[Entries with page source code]
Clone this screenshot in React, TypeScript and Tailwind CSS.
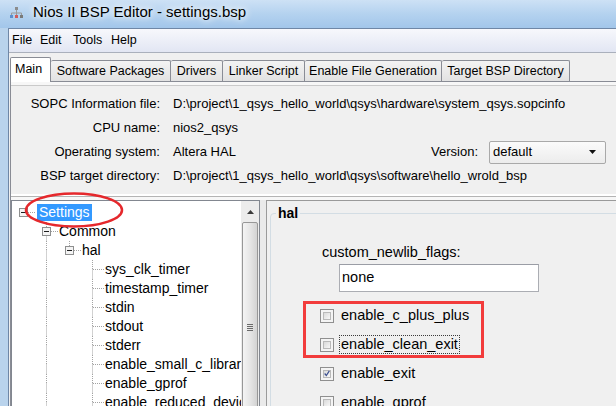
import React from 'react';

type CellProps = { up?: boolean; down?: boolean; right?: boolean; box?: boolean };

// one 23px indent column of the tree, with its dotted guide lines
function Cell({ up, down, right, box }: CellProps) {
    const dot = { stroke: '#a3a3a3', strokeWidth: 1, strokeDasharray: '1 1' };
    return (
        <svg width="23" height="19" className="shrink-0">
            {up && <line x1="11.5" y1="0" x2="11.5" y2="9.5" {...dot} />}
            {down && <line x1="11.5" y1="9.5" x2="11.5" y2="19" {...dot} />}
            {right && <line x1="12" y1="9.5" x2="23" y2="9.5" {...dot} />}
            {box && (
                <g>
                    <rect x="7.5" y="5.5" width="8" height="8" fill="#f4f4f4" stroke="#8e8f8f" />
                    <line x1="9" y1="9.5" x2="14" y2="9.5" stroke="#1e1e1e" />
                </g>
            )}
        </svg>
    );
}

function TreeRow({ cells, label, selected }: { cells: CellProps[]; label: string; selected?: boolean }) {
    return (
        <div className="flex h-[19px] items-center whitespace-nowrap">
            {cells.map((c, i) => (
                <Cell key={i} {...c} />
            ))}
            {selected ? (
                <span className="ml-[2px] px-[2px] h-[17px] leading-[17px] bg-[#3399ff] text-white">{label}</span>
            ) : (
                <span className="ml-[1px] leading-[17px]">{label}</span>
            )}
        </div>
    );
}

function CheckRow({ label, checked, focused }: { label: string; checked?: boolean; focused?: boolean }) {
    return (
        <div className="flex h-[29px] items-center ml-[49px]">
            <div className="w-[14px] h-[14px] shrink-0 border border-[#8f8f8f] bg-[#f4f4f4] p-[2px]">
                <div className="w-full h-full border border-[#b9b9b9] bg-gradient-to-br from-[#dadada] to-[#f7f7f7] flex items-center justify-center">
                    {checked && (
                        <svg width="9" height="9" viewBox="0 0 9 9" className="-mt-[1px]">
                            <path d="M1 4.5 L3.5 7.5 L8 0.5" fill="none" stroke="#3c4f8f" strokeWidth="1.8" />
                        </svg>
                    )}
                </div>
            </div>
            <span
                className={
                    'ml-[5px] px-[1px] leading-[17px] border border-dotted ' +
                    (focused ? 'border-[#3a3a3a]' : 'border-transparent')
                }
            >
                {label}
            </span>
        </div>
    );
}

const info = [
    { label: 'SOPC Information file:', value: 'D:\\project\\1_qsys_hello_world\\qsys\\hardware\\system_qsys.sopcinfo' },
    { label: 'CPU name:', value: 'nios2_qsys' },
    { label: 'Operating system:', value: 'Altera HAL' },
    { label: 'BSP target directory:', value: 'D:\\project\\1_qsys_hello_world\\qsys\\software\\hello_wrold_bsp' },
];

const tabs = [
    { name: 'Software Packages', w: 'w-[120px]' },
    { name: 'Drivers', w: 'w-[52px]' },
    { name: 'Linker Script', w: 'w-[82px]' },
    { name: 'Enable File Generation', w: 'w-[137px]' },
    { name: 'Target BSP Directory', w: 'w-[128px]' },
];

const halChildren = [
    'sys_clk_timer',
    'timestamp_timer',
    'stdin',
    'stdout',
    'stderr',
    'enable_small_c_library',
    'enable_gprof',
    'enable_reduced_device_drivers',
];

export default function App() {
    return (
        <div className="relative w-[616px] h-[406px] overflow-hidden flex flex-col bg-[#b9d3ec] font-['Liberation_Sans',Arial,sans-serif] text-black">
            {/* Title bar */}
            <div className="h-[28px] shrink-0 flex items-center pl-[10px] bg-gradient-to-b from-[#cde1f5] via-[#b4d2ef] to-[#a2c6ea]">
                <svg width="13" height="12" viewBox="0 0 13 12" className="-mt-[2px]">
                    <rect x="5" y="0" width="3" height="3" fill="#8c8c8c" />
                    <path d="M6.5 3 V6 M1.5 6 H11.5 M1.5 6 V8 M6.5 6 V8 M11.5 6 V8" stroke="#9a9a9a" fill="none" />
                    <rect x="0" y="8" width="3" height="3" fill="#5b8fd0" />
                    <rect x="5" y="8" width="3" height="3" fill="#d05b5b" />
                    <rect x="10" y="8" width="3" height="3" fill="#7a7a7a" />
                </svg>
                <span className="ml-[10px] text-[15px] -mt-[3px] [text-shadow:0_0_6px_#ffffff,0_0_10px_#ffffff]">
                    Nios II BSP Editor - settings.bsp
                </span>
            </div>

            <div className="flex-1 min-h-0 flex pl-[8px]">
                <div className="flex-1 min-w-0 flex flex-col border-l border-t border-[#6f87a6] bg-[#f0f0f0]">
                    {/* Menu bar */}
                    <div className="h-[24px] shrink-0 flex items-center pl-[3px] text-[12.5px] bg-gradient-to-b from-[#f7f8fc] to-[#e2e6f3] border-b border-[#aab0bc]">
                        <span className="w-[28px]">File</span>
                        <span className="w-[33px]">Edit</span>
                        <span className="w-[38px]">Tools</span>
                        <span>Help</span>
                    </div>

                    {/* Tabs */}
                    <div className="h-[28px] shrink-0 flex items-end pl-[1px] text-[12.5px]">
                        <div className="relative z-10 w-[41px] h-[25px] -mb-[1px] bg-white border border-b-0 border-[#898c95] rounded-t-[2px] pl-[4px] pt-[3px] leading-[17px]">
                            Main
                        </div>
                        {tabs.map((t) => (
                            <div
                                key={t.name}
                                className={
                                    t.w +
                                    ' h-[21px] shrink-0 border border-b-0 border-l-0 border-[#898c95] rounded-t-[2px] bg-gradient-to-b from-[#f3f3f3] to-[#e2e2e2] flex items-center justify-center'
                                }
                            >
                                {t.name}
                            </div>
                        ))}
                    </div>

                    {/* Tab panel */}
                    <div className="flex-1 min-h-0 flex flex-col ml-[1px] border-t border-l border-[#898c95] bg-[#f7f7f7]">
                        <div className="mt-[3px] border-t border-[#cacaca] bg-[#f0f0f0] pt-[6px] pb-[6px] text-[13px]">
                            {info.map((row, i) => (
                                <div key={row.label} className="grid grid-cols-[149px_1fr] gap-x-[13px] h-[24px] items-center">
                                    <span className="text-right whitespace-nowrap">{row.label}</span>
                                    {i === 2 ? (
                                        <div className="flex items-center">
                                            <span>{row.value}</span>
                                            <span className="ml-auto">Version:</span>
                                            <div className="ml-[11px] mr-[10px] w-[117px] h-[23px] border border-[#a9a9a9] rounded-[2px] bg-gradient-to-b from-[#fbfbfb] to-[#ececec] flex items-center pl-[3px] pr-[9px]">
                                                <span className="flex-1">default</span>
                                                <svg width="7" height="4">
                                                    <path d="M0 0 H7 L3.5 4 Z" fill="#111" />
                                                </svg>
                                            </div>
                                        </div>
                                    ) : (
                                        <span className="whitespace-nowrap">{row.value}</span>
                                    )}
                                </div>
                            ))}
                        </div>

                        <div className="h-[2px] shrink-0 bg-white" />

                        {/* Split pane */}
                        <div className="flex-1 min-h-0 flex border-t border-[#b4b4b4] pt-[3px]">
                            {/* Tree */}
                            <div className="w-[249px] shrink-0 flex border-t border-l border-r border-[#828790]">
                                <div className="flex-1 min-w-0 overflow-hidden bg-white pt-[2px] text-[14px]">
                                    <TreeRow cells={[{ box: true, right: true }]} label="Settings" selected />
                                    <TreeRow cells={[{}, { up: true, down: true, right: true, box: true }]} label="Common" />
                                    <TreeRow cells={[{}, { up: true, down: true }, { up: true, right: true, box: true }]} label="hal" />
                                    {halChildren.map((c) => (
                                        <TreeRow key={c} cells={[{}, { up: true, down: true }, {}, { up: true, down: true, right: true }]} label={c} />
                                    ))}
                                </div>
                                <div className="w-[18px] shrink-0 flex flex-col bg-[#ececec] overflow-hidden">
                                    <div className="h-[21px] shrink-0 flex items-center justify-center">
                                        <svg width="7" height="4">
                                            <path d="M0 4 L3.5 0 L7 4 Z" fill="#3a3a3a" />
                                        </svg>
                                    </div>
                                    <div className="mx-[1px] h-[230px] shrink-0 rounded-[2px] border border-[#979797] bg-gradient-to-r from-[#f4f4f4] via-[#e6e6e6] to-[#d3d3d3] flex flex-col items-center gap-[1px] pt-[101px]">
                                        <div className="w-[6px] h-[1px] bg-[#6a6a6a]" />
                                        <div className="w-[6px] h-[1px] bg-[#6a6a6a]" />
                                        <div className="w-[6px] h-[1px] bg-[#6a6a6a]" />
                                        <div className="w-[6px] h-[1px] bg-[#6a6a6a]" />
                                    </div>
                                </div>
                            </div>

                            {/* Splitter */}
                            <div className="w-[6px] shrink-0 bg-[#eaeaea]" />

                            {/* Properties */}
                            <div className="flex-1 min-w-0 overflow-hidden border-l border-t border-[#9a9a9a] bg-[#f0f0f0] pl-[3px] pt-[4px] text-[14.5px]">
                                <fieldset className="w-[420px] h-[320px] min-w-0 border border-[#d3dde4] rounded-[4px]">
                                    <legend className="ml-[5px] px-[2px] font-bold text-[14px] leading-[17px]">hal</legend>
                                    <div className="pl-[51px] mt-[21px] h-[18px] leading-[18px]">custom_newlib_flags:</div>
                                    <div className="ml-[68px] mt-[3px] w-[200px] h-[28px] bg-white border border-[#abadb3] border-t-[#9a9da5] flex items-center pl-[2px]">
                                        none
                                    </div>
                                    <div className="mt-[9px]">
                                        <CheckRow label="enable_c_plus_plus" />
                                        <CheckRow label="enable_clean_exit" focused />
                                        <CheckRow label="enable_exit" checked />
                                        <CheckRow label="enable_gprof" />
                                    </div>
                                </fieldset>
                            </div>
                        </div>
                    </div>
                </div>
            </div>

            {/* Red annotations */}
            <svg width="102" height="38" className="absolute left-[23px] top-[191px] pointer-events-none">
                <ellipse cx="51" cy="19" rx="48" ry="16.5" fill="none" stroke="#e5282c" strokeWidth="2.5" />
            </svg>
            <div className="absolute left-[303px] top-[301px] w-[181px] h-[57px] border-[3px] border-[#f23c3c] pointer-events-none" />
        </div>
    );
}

==

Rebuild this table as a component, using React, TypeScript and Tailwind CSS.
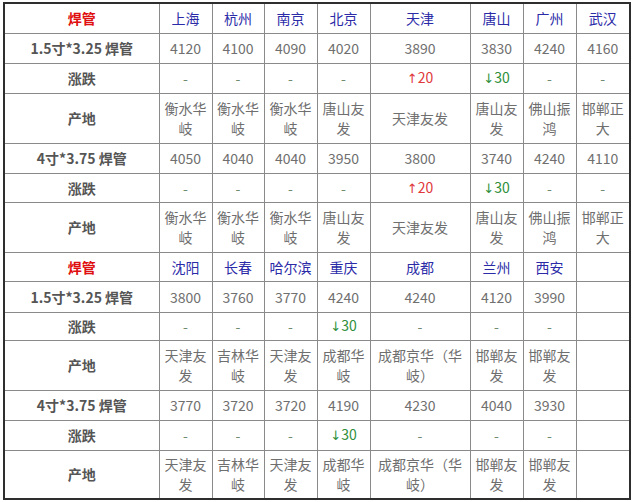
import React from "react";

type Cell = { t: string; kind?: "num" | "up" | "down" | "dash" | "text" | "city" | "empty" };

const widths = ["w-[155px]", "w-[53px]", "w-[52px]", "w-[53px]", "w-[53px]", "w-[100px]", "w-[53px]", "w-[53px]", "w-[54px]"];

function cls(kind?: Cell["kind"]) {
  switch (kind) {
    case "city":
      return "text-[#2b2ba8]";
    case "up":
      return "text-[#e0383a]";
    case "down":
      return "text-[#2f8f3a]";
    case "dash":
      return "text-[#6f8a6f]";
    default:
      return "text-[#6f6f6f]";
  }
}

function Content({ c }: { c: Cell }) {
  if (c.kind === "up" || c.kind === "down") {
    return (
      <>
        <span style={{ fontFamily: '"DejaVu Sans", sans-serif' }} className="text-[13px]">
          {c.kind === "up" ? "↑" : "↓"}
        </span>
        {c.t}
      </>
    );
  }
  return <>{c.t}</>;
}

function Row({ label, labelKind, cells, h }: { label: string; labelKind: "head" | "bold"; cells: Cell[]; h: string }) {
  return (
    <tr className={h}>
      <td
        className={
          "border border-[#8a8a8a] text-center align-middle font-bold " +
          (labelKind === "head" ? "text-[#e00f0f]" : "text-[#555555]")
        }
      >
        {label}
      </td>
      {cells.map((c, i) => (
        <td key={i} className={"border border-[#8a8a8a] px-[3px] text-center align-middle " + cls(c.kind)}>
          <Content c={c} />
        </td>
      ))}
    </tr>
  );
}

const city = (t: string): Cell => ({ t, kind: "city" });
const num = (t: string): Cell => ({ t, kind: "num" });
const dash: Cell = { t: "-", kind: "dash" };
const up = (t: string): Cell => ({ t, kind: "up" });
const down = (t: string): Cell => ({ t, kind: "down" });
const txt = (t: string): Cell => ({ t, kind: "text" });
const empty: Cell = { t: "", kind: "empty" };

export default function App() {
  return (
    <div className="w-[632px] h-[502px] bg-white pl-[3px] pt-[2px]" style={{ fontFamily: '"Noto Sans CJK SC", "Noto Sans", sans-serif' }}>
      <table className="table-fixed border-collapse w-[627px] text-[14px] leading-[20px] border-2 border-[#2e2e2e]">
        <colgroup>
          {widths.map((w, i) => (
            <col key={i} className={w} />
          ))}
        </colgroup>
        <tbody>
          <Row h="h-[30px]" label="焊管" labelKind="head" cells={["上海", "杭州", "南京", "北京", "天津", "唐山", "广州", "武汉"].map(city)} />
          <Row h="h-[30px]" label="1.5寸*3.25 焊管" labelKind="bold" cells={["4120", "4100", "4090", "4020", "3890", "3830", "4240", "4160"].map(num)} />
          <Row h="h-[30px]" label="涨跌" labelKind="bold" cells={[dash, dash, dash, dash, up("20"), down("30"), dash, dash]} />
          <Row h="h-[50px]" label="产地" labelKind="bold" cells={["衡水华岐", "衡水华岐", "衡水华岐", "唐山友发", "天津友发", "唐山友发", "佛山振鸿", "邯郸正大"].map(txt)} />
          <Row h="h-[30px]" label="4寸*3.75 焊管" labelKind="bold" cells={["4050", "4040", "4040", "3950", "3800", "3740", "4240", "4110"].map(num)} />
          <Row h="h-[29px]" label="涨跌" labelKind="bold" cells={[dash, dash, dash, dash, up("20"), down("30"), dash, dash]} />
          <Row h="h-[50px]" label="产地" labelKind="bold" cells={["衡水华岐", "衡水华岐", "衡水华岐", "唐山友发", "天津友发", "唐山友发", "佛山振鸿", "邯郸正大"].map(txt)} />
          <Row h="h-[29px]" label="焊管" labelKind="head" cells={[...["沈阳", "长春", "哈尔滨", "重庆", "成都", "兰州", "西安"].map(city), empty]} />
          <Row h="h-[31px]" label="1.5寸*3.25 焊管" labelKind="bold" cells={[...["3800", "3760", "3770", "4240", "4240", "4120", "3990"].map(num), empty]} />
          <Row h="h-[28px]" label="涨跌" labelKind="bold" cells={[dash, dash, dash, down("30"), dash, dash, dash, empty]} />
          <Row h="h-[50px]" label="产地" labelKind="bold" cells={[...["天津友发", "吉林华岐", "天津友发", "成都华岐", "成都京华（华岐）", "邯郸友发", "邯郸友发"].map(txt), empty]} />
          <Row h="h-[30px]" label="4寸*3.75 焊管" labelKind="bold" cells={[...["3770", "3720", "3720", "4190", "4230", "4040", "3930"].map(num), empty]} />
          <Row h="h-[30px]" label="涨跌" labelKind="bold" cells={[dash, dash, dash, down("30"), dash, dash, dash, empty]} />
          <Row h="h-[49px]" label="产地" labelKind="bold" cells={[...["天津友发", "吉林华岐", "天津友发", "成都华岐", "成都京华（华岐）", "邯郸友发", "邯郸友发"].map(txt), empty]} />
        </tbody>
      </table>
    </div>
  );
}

# Written instruction
Within the data above, pick out all lines holding the word "React".

# Final answer
Clone this screenshot in React, TypeScript and Tailwind CSS.
import React from 'react';
Rebuild this table as a component, using React, TypeScript and Tailwind CSS.
import React from "react";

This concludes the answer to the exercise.